Alan Reider, Melgen’s attorney, said Wednesday that his client has returned the government money in dispute but is contesting the CMS audit finding so he can reclaim the money. Reider said Melgen believes he was following Medicare guidelines. Reider added that Melgen was not aware that his practice was under investigation until federal agents arrived at his clinic last week.
At issue in the reimbursement dispute is Melgen’s multiple use of individual vials for eye injections to treat macular degeneration. Federal auditors have said Melgen often billed the government three to four times for injections from a single vial, according to two federal officials and lawyers familiar with the case.
The government’s Medicare program reimburses providers $2,000 for each vial, so Melgen was billing $6,000 to $8,000 for each vial.

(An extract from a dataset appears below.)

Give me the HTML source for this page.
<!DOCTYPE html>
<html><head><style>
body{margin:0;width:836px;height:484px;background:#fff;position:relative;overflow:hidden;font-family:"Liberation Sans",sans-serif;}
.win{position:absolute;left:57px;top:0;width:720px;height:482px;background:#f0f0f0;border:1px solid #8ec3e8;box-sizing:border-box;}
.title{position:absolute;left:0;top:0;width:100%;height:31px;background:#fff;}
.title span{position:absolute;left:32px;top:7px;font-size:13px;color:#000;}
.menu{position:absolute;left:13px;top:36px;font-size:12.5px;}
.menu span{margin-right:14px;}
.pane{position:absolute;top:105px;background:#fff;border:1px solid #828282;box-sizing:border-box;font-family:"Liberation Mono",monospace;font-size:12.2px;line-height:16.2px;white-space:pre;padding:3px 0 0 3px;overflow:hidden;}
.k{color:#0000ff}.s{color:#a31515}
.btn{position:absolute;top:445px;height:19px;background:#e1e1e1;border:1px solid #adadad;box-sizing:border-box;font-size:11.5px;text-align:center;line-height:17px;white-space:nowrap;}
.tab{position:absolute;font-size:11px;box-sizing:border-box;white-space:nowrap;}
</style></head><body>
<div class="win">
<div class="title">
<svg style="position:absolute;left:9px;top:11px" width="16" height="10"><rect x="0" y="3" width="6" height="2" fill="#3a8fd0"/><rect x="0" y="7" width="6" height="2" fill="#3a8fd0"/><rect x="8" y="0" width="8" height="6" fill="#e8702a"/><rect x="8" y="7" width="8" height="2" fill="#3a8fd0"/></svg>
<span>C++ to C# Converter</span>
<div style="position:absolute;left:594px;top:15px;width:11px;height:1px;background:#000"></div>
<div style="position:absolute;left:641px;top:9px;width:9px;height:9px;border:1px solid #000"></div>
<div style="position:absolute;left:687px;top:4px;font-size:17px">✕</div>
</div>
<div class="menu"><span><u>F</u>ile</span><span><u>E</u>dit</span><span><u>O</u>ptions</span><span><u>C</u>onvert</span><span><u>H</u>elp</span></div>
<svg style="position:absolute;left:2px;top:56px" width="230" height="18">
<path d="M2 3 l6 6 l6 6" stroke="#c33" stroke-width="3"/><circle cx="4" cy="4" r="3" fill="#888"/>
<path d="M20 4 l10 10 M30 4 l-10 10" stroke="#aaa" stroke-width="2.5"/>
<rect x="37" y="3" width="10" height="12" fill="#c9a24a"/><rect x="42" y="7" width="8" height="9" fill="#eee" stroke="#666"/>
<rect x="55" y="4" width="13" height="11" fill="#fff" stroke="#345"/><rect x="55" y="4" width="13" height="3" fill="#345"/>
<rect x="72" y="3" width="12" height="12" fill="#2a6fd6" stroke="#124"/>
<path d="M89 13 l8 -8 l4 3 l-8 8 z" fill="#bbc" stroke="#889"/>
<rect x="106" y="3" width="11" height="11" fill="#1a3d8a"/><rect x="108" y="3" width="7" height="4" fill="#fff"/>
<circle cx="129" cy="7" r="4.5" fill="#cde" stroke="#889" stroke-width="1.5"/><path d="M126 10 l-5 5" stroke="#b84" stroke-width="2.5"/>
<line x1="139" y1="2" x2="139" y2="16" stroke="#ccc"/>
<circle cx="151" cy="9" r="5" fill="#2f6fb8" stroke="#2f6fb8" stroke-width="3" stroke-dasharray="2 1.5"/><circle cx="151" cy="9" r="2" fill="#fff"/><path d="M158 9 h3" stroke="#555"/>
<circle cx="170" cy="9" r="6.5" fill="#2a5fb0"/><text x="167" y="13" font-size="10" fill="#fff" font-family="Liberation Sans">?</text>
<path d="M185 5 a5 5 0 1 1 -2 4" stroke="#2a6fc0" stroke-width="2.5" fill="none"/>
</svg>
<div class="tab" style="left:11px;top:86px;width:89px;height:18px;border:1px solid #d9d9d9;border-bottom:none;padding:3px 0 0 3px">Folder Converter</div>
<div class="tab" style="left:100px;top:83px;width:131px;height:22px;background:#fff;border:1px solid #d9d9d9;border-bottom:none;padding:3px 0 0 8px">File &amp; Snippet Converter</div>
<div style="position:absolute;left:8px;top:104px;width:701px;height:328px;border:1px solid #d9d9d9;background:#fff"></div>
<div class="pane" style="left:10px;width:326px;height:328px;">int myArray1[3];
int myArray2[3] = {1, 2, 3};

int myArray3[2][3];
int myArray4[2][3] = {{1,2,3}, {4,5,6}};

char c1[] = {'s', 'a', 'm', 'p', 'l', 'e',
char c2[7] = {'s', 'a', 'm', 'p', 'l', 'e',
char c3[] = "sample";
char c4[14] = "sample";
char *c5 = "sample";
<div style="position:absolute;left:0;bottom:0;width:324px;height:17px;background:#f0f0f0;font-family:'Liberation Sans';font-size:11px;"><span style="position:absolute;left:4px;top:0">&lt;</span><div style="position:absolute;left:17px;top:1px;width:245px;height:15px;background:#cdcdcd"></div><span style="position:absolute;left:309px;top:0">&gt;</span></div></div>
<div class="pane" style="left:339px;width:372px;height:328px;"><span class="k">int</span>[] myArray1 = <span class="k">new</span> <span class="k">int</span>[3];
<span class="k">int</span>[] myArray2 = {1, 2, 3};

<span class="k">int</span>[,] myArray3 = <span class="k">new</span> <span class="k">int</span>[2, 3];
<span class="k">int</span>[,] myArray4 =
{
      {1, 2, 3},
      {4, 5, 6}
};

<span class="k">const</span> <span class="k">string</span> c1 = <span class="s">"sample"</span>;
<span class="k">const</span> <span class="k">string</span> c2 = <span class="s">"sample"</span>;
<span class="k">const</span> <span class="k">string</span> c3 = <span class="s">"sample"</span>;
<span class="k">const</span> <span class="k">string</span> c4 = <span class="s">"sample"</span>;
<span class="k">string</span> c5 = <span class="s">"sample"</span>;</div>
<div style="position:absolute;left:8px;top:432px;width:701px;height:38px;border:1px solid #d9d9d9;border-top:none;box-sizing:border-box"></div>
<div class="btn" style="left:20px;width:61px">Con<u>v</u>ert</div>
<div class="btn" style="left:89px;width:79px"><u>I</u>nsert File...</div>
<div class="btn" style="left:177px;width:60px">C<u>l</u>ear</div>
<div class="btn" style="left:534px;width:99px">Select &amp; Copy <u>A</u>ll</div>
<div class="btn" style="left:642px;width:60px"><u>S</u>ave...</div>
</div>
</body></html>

Melgen’s attorneys said the doctor was properly billing for treating four patients with medical injections, albeit from one vial.
After CMS ruled in 2008 that Melgen would have to repay the government, he and his legal representatives contacted Menendez’s office, arguing that the finding was unfair, the senator’s aides said. Menendez’s staff members had several conversations with agency officials to learn more about the billing rules and the details of Melgen’s case in particular, the aides said.
In July 2009, Menendez called Jonathan Blum, the Medicare director at CMS, to express concern, the aides said. Menendez brought up Melgen’s case, they said, in the context of broader concerns about the guidelines.
Then, in June 2012, Menendez raised Melgen’s case again at a meeting with CMS Acting Administrator Marilyn Tavenner, aides recounted. They said the primary subject of the meeting was the implementation of President Obama’s health-care overhaul.
The aides said Menendez never urged the CMS to take specific action on Melgen’s case.
Blum and Tavenner declined to comment through a spokeswoman for the Department of Health and Human Services.
Melgen frequently cited his connection to Menendez, according to two former federal officials and doctors in South Florida.
When federal health-care fraud investigators were questioning him several years ago about his billing practices, he invoked the senator’s name, the former officials said.
“He used Menendez’s name all the time. He would say, “Menendez is a good friend of mine, and he knows I never did anything wrong,’ ” said a former senior federal official familiar with the investigation.